The big trend in database is the effort to XML-ize Semi- structured data. This is like a big SOAP project in both senses of the Word. Many of the control structures and procedural setting borrow from SOAP. But it is also an attempt by the major Relational Database vendors such as IBM, Microsoft, Oracle and Sybase among others to make their SQL-based silos more transparent and integrated with huge semi-structured data that is rapidly accumulating (29% annual growth rate according to Infoworld) in corporate data centers. The vision is to make XML the linqua franca between realational and semi-structured data sources such as Office files, email, plus huge gobs of text and numbers in various formats including backup, image files capable of scannng, application data that sits in specialized non-relational data formats (think statistical, CAD, architecturaland huge chunks of raw data from process control, logging and other realtime systems.
Other Semi-Structured Players
Well while the relational database players try to structure and integrate to semi-structured via XML, Autonomy has been working with semi-structured data directly and offers a wide range of services that deal directly with large semi-structured data – Web Content management and eCommerce, Rich Media Resource+Asset Control, Archiving and Records Management , Business PaperFlow and Process Management, plus Pan-Enterprise Search with IDOL. Autonomy has added Cardiff, Interwoven and Telium among other semi-software to its portfolio of broadening vendor options. Like Google, Autonomy sits on a superfast and secure indexing and searching engine, its IDOL hardware/software layer. This is the point of integration and departure for its services. Worth a look if content management, search, discovery, and government mandated data recovery on huge quantities of information are among your requirements.
Google has been in the massive semi-structured search business using heavily modifed and optimized hardware and software. They have released various black boxes for sale which which provide search engine facilities for medium to extremely large corporates. But of equal interest is the software tools that keep sprouting at an astonishing rate:
GWT-Google Web Toolkit provides Java coders with means to produce JavaScript UI runtimes-it works.

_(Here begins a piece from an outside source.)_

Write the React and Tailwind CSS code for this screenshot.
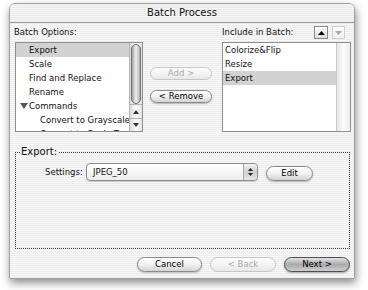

Google Gears – allows users to run Web pages offline with near-online functionality and then resynch
Android – is mobile phone and netbook Operating System with snazzy UI and App Store
Google App Engine – allows you to run your Web Aplications on Google infrastructure
Google Language API – one of many APIs that allow access to Google tools and services
Google Base – an API that allows users access to the Google Base or semi-structured database engine
These are only six of literaly 4 dozen API and products that Google uses in many cases itself to manage and operate its asset base. Ignore these at your peril.
Microsoft has SharePoint Server, its fastest growing server product, that allows users to integrate Microsoft and some other applications and filetypes in a shared and collaborative environ accessible from Internets and Intranets. You cannot bypass the fastest growing piece of MS software.
Summary
The flood of semi-structured and unstructured data that is rising almost rampantly in data centers everywhere has now become the major IT task over the past 2-4 years. IT managers can be assured it will stay on the top of the list as long as the data continues to grow at such rapid rates. The challenge will be to not just cope with the data but to manage it – that means not just able to search and access the data but to either disciplinely retire it (condense and backup) or effectively mine it(actively plumb through it for management and operational insights and information). So far the database community (read IBM, Microsoft, Oracle, Sybase, etc) has delivered mixed results in managing structured data – so be careful who you choose to manage the incoming semi-structured and unstructured data waves.